Rows from a dataset of pages and code ▸
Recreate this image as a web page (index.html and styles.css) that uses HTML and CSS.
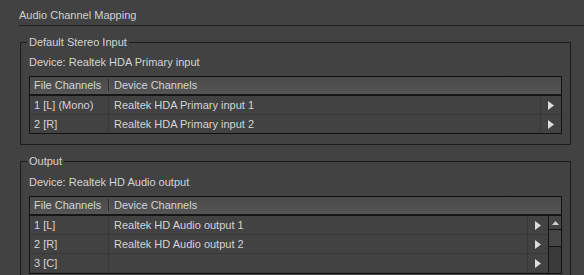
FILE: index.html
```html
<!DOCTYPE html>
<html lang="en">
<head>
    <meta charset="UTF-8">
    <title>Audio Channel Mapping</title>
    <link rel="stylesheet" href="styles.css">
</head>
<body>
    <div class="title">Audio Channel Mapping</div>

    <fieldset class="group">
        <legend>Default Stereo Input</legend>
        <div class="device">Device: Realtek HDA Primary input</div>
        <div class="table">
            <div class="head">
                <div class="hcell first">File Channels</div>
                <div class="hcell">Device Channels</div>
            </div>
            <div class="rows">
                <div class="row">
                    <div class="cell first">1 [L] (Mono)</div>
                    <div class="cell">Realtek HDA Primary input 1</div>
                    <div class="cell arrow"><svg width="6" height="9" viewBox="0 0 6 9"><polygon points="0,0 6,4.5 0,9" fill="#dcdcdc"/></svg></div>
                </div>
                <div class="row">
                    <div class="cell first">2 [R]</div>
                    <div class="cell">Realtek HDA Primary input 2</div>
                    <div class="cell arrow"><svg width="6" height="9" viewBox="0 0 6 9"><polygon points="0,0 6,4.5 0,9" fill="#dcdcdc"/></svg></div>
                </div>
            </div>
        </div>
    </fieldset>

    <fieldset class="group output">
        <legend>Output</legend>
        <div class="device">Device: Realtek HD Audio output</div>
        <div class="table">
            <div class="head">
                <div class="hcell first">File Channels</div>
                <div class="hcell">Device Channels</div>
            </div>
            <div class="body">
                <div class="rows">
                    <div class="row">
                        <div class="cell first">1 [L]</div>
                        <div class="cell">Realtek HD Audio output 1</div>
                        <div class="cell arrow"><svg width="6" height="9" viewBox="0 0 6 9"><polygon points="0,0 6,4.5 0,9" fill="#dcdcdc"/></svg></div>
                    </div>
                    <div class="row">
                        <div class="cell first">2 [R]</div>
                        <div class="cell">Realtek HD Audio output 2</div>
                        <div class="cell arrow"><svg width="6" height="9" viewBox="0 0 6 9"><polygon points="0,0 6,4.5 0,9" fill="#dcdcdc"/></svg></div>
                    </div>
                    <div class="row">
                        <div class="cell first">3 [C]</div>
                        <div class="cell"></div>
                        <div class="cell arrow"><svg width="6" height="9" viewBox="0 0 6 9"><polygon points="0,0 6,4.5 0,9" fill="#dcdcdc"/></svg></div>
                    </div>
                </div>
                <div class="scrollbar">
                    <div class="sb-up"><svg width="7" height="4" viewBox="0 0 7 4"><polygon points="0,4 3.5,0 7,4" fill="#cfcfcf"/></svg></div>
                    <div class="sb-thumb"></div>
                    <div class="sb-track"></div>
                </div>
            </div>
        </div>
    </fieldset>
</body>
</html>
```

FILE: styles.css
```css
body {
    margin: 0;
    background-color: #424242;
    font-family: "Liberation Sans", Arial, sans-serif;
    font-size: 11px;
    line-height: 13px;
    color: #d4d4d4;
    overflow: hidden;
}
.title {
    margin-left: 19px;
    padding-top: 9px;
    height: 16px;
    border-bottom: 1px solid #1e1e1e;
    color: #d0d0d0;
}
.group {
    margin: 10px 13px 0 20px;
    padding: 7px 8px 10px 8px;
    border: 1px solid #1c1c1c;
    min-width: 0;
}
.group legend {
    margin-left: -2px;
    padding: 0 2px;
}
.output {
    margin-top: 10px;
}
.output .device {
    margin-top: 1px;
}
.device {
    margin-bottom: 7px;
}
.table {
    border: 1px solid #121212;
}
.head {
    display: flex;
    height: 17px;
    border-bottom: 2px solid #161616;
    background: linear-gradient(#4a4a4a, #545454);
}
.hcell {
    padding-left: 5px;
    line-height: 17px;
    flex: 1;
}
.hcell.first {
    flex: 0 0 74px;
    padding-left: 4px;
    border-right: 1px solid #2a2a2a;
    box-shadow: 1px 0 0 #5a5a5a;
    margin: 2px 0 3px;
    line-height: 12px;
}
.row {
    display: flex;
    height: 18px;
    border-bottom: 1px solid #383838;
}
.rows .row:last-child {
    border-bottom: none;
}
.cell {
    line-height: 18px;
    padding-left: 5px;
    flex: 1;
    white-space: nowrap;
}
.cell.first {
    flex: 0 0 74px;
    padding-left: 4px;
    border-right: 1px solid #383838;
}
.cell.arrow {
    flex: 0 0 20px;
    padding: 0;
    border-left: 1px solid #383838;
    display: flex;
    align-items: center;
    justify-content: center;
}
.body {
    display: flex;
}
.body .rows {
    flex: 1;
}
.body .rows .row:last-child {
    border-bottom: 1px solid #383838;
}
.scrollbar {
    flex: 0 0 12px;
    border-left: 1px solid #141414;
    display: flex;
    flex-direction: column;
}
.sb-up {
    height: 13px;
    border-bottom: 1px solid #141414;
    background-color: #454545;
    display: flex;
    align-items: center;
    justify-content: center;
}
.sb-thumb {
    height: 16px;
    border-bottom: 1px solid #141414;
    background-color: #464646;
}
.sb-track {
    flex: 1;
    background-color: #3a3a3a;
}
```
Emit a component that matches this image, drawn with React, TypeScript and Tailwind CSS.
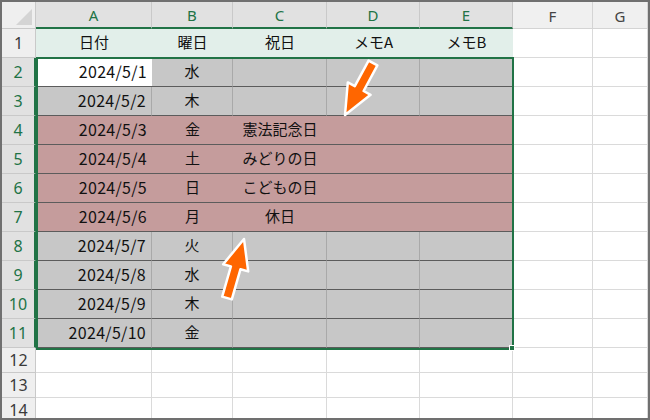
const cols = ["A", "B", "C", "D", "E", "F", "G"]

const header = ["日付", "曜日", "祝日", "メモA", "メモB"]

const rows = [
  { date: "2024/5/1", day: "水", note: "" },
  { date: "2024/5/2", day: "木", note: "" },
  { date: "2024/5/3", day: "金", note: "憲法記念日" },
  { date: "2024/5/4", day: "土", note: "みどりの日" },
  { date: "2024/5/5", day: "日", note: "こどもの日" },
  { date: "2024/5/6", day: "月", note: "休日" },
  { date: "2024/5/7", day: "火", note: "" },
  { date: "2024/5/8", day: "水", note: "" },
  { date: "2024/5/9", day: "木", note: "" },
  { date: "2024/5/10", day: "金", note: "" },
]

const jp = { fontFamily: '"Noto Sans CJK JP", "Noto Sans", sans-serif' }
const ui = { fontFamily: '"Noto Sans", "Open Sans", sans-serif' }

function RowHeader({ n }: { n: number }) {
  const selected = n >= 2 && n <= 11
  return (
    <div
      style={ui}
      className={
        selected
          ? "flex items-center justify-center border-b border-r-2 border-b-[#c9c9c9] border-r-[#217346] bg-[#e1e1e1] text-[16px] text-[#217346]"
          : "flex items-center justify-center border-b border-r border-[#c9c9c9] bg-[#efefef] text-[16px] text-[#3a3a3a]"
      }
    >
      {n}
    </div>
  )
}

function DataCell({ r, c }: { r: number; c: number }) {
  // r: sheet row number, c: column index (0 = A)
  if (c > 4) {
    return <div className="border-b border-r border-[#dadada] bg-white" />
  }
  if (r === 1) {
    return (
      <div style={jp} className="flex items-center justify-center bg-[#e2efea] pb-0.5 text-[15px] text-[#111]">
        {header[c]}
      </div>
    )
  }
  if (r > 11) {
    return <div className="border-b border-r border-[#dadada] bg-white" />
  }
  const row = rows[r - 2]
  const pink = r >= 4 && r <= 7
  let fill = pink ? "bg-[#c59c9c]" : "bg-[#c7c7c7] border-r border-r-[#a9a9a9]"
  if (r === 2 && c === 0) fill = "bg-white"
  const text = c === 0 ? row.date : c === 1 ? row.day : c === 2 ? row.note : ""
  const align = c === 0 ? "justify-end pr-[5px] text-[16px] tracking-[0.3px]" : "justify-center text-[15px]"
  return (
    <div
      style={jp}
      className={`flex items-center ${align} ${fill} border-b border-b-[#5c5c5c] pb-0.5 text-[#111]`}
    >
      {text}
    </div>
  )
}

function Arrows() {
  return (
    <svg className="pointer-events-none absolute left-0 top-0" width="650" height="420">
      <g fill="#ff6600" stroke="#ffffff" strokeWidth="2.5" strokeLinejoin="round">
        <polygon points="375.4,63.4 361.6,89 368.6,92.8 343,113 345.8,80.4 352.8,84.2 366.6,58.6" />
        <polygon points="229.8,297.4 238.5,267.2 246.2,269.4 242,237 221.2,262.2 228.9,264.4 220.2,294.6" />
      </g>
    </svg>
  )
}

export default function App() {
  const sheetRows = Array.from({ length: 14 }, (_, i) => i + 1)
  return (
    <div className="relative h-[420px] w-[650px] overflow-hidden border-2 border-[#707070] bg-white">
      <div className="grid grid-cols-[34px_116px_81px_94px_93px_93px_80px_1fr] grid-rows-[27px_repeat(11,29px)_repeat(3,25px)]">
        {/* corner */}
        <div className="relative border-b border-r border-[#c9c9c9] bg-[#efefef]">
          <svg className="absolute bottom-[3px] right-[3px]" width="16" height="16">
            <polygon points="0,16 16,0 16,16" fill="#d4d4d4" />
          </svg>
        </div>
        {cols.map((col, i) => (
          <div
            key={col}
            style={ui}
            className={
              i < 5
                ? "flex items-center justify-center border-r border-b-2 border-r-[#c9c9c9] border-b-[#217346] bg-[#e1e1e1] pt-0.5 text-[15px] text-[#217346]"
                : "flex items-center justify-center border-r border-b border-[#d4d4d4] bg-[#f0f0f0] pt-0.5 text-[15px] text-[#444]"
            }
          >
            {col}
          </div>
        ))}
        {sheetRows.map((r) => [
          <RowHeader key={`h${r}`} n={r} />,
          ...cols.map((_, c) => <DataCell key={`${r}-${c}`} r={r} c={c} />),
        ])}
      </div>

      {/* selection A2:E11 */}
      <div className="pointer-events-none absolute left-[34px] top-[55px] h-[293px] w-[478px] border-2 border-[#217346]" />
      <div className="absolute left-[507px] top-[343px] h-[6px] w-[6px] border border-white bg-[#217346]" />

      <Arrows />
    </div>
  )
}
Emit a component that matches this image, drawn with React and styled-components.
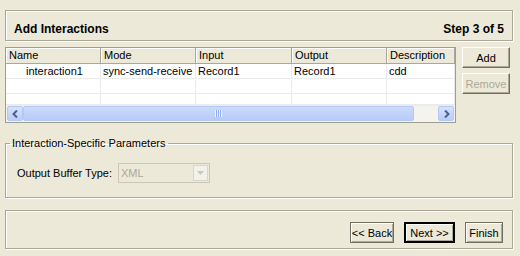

GIVEN TASK ▸
Review the preceding data and report every line that includes the string "index".

PROBLEM SOLUTION ▸
Recreate this image as a web page (index.html and styles.css) that uses HTML and CSS.
FILE: index.html
  // r: sheet row number, c: column index (0 = A)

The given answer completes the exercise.